税理士の1割しか相続税法テストを合格していない!?
一つ目が、国税当局のOBです。全国の税理士の平均年齢は60歳超と高いのが特徴ですが、それは現在の申告納税制度が発足した際に、税理士が不足していたため、一定以上のキャリアを積んだ国税職員に対し、無試験で税理士資格を付与した名残です。
二つ目のケースが、法学系、経済学(財政学)系の二つの大学院で修士号を取得した、いわゆる“ダブルマスター組”と呼ばれる人たちです。
おもに、税理士のご子息が家業を継ぐためなどに活用され、平成13年には廃止されています。全科目免除はなくなったものの、大学院での修士号取得などで、一部科目の試験が免除される制度は今もあります。試験が難しくなったことや、働きながら税理士を目指そうとする人たちが増えたことで、これら免除組は増加傾向にあるといわれています。

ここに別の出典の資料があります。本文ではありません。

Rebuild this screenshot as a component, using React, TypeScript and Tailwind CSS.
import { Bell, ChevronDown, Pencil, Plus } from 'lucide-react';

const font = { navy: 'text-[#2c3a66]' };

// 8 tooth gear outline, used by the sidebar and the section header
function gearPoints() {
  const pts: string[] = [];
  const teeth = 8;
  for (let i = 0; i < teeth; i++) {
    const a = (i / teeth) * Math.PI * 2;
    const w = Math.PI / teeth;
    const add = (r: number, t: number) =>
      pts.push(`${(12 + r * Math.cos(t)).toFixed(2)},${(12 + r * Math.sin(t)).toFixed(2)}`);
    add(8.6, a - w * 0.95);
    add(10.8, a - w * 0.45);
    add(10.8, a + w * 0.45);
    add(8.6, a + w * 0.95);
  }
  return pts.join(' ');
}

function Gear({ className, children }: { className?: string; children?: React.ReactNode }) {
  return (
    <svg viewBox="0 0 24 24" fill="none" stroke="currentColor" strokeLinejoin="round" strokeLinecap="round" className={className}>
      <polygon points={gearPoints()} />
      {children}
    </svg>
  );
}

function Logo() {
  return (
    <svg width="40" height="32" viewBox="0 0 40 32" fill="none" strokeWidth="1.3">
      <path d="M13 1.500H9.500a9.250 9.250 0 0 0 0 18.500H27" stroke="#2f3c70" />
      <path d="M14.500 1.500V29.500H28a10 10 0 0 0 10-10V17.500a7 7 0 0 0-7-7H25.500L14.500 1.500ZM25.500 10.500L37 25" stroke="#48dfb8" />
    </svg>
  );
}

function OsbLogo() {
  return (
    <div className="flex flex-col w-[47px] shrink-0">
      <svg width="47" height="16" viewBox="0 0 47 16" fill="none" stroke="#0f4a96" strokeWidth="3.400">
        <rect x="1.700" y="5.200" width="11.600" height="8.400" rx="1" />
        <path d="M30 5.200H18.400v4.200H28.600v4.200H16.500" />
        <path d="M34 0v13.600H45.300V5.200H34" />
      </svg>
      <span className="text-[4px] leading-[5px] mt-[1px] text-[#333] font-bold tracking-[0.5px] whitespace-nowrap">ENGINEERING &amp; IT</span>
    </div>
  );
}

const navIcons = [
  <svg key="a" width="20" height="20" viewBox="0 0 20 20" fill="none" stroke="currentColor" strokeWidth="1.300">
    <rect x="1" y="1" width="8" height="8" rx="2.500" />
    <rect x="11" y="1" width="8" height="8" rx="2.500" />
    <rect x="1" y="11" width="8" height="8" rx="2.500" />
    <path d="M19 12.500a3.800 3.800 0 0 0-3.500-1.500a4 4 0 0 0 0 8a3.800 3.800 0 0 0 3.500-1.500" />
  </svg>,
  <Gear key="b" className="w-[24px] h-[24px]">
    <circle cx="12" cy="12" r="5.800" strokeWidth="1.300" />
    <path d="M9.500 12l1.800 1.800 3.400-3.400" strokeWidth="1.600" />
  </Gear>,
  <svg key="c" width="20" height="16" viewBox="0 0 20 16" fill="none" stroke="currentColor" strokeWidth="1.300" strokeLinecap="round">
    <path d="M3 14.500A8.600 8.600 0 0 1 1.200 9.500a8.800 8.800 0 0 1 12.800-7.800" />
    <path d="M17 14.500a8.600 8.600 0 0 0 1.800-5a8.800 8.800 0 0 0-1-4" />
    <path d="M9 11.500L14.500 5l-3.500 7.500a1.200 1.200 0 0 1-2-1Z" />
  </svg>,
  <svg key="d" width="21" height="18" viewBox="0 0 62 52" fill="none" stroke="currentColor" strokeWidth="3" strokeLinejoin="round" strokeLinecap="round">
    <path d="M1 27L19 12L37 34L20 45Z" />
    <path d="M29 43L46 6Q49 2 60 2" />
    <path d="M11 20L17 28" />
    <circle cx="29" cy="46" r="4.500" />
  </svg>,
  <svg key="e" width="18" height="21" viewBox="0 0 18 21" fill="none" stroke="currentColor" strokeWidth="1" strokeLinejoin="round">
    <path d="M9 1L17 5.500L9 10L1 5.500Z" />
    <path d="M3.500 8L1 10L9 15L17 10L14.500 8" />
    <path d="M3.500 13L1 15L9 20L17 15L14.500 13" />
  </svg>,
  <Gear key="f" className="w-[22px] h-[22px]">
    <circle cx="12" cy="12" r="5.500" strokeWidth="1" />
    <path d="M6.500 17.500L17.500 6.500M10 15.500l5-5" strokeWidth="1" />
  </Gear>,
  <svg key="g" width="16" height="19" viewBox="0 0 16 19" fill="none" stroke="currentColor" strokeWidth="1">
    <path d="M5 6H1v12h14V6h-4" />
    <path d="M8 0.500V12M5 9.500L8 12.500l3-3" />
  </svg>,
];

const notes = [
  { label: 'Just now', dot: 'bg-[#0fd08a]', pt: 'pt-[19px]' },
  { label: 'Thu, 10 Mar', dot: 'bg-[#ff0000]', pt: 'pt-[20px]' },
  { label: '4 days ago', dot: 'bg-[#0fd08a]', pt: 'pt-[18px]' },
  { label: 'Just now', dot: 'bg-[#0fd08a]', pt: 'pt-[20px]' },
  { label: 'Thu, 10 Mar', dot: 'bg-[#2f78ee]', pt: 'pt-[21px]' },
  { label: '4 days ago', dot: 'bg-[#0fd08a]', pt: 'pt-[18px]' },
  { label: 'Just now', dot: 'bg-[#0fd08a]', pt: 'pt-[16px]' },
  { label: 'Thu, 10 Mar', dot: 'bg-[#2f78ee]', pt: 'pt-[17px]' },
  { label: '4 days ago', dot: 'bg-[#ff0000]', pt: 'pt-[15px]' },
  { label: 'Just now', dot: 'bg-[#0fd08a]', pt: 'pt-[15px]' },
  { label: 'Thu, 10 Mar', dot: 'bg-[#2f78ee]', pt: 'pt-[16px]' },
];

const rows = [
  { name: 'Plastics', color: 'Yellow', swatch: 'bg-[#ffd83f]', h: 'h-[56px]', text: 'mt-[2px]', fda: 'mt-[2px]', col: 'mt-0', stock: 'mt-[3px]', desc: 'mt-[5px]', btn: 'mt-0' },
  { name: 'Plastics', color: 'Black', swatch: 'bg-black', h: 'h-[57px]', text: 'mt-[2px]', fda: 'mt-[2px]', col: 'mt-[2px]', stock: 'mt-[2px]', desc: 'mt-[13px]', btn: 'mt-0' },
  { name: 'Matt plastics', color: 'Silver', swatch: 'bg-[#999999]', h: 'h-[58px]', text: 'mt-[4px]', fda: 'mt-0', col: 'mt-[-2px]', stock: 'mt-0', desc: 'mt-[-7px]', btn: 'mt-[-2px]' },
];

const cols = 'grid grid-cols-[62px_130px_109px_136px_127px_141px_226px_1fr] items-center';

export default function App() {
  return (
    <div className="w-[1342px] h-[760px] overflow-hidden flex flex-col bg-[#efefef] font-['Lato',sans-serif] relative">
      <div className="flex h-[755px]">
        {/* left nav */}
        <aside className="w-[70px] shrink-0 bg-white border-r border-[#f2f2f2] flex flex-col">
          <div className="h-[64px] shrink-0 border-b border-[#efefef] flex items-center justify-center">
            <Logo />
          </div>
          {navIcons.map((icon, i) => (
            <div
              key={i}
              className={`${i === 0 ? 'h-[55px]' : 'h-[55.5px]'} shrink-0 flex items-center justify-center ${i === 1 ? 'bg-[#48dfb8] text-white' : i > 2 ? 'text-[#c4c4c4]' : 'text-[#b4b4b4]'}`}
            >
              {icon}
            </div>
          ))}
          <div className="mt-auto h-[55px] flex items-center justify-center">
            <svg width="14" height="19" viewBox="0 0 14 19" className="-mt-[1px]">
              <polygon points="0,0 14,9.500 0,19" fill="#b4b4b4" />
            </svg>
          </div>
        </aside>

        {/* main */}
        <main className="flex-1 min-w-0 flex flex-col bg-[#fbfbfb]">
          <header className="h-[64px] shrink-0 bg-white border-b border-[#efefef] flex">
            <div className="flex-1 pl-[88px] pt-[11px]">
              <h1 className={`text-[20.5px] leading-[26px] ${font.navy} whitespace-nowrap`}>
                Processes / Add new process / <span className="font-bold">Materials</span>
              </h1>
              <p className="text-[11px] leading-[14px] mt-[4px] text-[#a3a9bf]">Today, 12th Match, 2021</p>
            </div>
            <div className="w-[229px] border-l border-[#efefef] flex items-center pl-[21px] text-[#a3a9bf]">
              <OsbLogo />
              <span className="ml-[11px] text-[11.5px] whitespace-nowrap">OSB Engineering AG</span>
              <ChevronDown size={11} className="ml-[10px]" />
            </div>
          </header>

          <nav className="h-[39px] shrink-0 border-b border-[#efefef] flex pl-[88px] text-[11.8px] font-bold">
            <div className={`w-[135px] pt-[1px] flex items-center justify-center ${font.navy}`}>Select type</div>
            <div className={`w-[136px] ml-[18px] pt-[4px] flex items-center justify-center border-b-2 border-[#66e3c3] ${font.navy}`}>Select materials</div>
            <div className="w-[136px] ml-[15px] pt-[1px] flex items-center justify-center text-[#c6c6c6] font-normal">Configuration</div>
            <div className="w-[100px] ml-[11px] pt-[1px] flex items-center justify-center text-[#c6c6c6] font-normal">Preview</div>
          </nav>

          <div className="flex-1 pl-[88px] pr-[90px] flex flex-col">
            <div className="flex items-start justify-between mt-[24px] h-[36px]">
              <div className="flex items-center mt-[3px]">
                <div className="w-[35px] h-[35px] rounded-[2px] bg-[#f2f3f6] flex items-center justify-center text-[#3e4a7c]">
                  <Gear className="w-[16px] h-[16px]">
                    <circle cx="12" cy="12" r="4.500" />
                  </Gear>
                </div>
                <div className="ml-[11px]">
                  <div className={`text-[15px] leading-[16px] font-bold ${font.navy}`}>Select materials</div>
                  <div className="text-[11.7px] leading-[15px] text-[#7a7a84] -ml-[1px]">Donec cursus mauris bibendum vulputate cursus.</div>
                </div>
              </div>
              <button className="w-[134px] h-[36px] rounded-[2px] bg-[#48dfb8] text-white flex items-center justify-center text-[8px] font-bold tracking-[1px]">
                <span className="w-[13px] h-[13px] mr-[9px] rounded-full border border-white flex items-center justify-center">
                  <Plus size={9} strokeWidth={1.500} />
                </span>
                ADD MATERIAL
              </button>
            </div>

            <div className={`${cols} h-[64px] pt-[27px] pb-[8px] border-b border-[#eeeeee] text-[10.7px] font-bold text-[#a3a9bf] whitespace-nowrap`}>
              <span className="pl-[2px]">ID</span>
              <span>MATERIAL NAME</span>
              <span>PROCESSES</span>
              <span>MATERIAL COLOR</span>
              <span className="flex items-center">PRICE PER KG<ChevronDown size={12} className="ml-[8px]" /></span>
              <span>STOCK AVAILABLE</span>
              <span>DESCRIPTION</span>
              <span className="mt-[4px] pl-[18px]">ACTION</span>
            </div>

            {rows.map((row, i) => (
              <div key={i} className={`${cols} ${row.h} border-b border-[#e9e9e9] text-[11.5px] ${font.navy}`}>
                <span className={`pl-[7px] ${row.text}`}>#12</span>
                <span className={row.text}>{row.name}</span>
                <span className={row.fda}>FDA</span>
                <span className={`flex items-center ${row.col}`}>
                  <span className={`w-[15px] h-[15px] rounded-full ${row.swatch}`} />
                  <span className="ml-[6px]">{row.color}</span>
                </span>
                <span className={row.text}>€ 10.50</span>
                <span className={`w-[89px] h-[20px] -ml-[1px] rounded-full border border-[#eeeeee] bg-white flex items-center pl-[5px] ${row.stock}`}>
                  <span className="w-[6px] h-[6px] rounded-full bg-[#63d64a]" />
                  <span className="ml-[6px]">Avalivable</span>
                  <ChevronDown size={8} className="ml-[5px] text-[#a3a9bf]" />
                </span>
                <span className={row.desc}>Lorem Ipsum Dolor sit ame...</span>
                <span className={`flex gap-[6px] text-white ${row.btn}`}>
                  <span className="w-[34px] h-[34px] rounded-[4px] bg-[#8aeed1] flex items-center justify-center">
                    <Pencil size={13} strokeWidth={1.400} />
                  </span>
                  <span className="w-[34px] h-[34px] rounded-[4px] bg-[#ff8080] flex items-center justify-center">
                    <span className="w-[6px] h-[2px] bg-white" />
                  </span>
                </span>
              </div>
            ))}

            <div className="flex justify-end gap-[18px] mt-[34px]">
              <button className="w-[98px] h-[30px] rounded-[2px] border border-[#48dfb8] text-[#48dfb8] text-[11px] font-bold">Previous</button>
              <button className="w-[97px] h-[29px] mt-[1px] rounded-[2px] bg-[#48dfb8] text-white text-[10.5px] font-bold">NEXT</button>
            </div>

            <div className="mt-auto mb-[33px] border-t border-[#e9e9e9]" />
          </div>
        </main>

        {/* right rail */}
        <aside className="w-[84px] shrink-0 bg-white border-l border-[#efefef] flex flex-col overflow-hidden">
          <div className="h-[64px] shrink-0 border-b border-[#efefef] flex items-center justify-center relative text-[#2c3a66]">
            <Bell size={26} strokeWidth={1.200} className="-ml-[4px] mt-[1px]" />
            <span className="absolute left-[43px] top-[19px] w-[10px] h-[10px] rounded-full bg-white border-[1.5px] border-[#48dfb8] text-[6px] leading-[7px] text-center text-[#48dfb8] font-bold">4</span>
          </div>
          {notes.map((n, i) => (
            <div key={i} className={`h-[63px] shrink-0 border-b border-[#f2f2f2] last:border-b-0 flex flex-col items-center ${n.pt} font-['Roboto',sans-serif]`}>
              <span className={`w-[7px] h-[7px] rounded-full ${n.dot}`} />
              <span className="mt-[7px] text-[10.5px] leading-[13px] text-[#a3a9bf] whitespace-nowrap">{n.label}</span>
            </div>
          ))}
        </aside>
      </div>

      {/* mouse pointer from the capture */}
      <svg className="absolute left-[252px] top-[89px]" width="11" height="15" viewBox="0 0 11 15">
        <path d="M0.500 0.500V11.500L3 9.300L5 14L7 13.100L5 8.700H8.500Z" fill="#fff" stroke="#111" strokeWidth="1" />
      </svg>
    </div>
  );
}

もう一つは、正確には無試験組とはいえませんが、弁護士、公認会計士の資格をとれば、税理士登録ができるため、税務経験がなくとも税理士の肩書を併用する公認会計士や弁護士もいます。
つまり、税理士と名乗りながらも、5科目試験合格者は意外に少数派なのです。しかも、国税OBの税理士のなかには〝税務署出身〟を売りに、「国税OBだから、経験が豊富」「税務署に顔が利く」などと口にする人もいます。しかし、国税当局や税務署にいたとしても、件数から見ても多くの人員が割かれているのは所得税、法人税、消費税関連であり、相続税と贈与税などのいわゆる資産税関係に関わっていた人はそれほど多くないはずです。
そもそも、今のご時世、相続の分野以外でも「国税OBだから、融通してもらえる」ようなことはレアケースでしょう。また、「無試験組」や「免除組」に限らず、5科目試験合格者の「全科目パス組」に関しても、簿記論、財務諸表論の必須科目以外は9科目(そのうち所得税法か法人税法のどちらかは必須)からの選択制になります。
そのうち、相続税法のテスト合格者は、全体の1割程度といわれています。こうしたデータから見ても、机上の知識としての相続税法に精通している税理士自体も実は少ないのです。